Transcribe the records that follow in their entirety, omitting any pictures.

........

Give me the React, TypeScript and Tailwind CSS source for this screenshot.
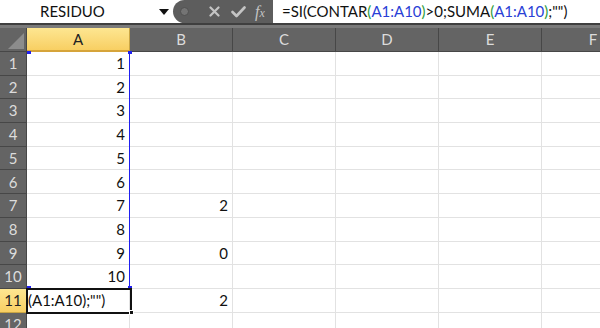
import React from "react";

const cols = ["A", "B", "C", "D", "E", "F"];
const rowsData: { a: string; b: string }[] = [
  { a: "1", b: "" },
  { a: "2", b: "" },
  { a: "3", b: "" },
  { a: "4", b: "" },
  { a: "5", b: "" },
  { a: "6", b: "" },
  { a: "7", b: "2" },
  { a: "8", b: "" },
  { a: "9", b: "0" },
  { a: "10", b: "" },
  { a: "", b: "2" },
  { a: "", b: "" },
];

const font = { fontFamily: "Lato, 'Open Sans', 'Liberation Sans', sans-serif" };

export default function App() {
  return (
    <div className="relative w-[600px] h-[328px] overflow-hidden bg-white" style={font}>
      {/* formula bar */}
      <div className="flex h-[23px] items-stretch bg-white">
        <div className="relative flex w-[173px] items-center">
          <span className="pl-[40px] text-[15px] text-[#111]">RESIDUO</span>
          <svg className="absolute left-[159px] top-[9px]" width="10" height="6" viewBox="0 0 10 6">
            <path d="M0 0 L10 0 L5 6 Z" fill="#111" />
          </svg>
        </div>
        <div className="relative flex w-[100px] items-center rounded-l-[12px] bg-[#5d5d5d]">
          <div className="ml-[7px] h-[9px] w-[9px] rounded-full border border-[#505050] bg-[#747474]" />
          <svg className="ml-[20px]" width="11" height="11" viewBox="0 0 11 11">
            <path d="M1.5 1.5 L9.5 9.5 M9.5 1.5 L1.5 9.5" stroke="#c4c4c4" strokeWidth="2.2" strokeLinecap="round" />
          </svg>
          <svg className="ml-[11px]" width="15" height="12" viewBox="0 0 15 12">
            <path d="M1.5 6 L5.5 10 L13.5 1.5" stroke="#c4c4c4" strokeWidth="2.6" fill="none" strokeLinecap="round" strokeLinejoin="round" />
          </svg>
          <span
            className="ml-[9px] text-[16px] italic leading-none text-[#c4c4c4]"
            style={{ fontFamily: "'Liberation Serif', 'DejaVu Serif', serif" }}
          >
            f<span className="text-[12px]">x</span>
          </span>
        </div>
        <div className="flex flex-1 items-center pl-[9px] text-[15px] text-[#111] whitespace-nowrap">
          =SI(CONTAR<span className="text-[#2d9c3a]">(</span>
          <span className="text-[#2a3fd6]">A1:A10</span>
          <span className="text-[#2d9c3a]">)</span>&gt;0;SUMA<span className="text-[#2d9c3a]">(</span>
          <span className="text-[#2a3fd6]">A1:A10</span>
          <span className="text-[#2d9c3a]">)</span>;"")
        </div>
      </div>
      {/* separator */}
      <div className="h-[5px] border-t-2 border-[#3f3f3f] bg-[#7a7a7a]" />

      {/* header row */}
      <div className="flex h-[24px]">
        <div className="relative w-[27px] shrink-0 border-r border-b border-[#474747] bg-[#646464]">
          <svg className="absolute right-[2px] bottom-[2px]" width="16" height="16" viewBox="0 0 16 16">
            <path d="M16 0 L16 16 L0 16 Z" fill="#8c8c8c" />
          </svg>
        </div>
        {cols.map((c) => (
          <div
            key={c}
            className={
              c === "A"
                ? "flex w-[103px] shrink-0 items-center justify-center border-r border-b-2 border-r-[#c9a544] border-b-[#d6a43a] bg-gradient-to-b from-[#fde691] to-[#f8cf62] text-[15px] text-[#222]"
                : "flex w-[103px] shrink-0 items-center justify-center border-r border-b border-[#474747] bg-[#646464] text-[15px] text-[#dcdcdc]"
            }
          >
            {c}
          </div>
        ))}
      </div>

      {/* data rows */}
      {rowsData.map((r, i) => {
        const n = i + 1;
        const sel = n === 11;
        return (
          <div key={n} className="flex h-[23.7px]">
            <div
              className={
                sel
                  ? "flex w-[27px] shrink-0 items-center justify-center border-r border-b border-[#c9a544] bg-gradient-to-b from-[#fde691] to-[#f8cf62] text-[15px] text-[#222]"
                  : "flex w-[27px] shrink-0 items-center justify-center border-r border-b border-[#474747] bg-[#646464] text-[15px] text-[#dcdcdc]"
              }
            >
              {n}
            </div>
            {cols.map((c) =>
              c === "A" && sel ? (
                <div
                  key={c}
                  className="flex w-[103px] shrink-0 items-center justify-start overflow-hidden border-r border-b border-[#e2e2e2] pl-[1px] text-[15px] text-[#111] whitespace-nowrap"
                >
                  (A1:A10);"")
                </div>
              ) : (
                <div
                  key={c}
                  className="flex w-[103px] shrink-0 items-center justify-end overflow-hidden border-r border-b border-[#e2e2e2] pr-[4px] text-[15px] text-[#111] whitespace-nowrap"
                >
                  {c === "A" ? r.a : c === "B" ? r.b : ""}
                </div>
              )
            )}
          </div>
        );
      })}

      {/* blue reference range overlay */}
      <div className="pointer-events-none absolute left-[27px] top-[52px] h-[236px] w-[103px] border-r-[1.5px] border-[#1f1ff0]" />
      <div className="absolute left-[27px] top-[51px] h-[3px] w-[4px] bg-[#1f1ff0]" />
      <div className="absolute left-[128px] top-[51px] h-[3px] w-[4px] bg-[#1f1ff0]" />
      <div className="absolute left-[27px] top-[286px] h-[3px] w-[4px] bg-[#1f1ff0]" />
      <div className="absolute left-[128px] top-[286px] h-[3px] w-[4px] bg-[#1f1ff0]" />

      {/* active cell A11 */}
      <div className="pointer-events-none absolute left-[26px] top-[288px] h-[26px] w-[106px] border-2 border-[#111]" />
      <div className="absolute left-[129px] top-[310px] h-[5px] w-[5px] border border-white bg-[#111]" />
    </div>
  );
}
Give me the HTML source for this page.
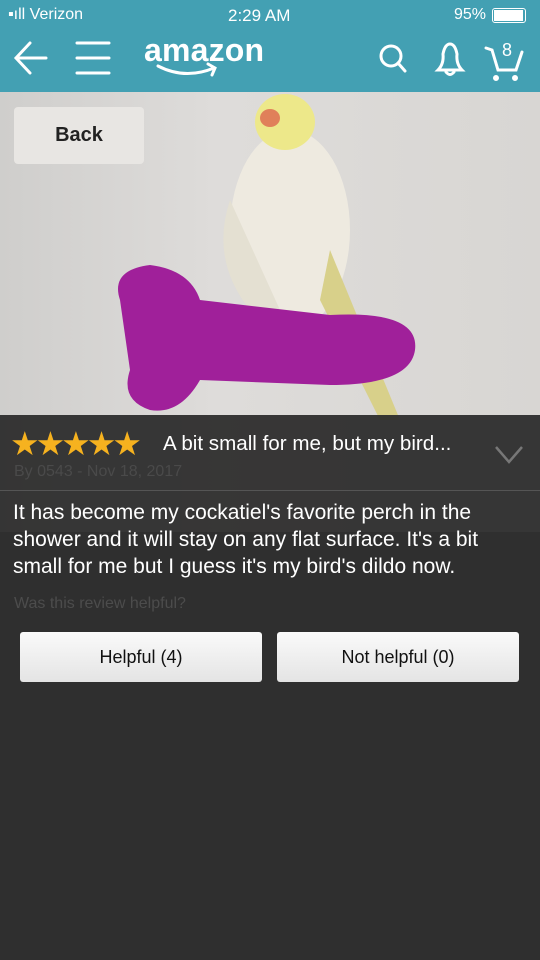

........

__TASK SOLUTION__:
Give me the React, TypeScript and Tailwind CSS source for this screenshot.
import React from "react";

const cols = ["A", "B", "C", "D", "E", "F"];
const rowsData: { a: string; b: string }[] = [
  { a: "1", b: "" },
  { a: "2", b: "" },
  { a: "3", b: "" },
  { a: "4", b: "" },
  { a: "5", b: "" },
  { a: "6", b: "" },
  { a: "7", b: "2" },
  { a: "8", b: "" },
  { a: "9", b: "0" },
  { a: "10", b: "" },
  { a: "", b: "2" },
  { a: "", b: "" },
];

const font = { fontFamily: "Lato, 'Open Sans', 'Liberation Sans', sans-serif" };

export default function App() {
  return (
    <div className="relative w-[600px] h-[328px] overflow-hidden bg-white" style={font}>
      {/* formula bar */}
      <div className="flex h-[23px] items-stretch bg-white">
        <div className="relative flex w-[173px] items-center">
          <span className="pl-[40px] text-[15px] text-[#111]">RESIDUO</span>
          <svg className="absolute left-[159px] top-[9px]" width="10" height="6" viewBox="0 0 10 6">
            <path d="M0 0 L10 0 L5 6 Z" fill="#111" />
          </svg>
        </div>
        <div className="relative flex w-[100px] items-center rounded-l-[12px] bg-[#5d5d5d]">
          <div className="ml-[7px] h-[9px] w-[9px] rounded-full border border-[#505050] bg-[#747474]" />
          <svg className="ml-[20px]" width="11" height="11" viewBox="0 0 11 11">
            <path d="M1.5 1.5 L9.5 9.5 M9.5 1.5 L1.5 9.5" stroke="#c4c4c4" strokeWidth="2.2" strokeLinecap="round" />
          </svg>
          <svg className="ml-[11px]" width="15" height="12" viewBox="0 0 15 12">
            <path d="M1.5 6 L5.5 10 L13.5 1.5" stroke="#c4c4c4" strokeWidth="2.6" fill="none" strokeLinecap="round" strokeLinejoin="round" />
          </svg>
          <span
            className="ml-[9px] text-[16px] italic leading-none text-[#c4c4c4]"
            style={{ fontFamily: "'Liberation Serif', 'DejaVu Serif', serif" }}
          >
            f<span className="text-[12px]">x</span>
          </span>
        </div>
        <div className="flex flex-1 items-center pl-[9px] text-[15px] text-[#111] whitespace-nowrap">
          =SI(CONTAR<span className="text-[#2d9c3a]">(</span>
          <span className="text-[#2a3fd6]">A1:A10</span>
          <span className="text-[#2d9c3a]">)</span>&gt;0;SUMA<span className="text-[#2d9c3a]">(</span>
          <span className="text-[#2a3fd6]">A1:A10</span>
          <span className="text-[#2d9c3a]">)</span>;"")
        </div>
      </div>
      {/* separator */}
      <div className="h-[5px] border-t-2 border-[#3f3f3f] bg-[#7a7a7a]" />

      {/* header row */}
      <div className="flex h-[24px]">
        <div className="relative w-[27px] shrink-0 border-r border-b border-[#474747] bg-[#646464]">
          <svg className="absolute right-[2px] bottom-[2px]" width="16" height="16" viewBox="0 0 16 16">
            <path d="M16 0 L16 16 L0 16 Z" fill="#8c8c8c" />
          </svg>
        </div>
        {cols.map((c) => (
          <div
            key={c}
            className={
              c === "A"
                ? "flex w-[103px] shrink-0 items-center justify-center border-r border-b-2 border-r-[#c9a544] border-b-[#d6a43a] bg-gradient-to-b from-[#fde691] to-[#f8cf62] text-[15px] text-[#222]"
                : "flex w-[103px] shrink-0 items-center justify-center border-r border-b border-[#474747] bg-[#646464] text-[15px] text-[#dcdcdc]"
            }
          >
            {c}
          </div>
        ))}
      </div>

      {/* data rows */}
      {rowsData.map((r, i) => {
        const n = i + 1;
        const sel = n === 11;
        return (
          <div key={n} className="flex h-[23.7px]">
            <div
              className={
                sel
                  ? "flex w-[27px] shrink-0 items-center justify-center border-r border-b border-[#c9a544] bg-gradient-to-b from-[#fde691] to-[#f8cf62] text-[15px] text-[#222]"
                  : "flex w-[27px] shrink-0 items-center justify-center border-r border-b border-[#474747] bg-[#646464] text-[15px] text-[#dcdcdc]"
              }
            >
              {n}
            </div>
            {cols.map((c) =>
              c === "A" && sel ? (
                <div
                  key={c}
                  className="flex w-[103px] shrink-0 items-center justify-start overflow-hidden border-r border-b border-[#e2e2e2] pl-[1px] text-[15px] text-[#111] whitespace-nowrap"
                >
                  (A1:A10);"")
                </div>
              ) : (
                <div
                  key={c}
                  className="flex w-[103px] shrink-0 items-center justify-end overflow-hidden border-r border-b border-[#e2e2e2] pr-[4px] text-[15px] text-[#111] whitespace-nowrap"
                >
                  {c === "A" ? r.a : c === "B" ? r.b : ""}
                </div>
              )
            )}
          </div>
        );
      })}

      {/* blue reference range overlay */}
      <div className="pointer-events-none absolute left-[27px] top-[52px] h-[236px] w-[103px] border-r-[1.5px] border-[#1f1ff0]" />
      <div className="absolute left-[27px] top-[51px] h-[3px] w-[4px] bg-[#1f1ff0]" />
      <div className="absolute left-[128px] top-[51px] h-[3px] w-[4px] bg-[#1f1ff0]" />
      <div className="absolute left-[27px] top-[286px] h-[3px] w-[4px] bg-[#1f1ff0]" />
      <div className="absolute left-[128px] top-[286px] h-[3px] w-[4px] bg-[#1f1ff0]" />

      {/* active cell A11 */}
      <div className="pointer-events-none absolute left-[26px] top-[288px] h-[26px] w-[106px] border-2 border-[#111]" />
      <div className="absolute left-[129px] top-[310px] h-[5px] w-[5px] border border-white bg-[#111]" />
    </div>
  );
}
Give me the HTML source for this page.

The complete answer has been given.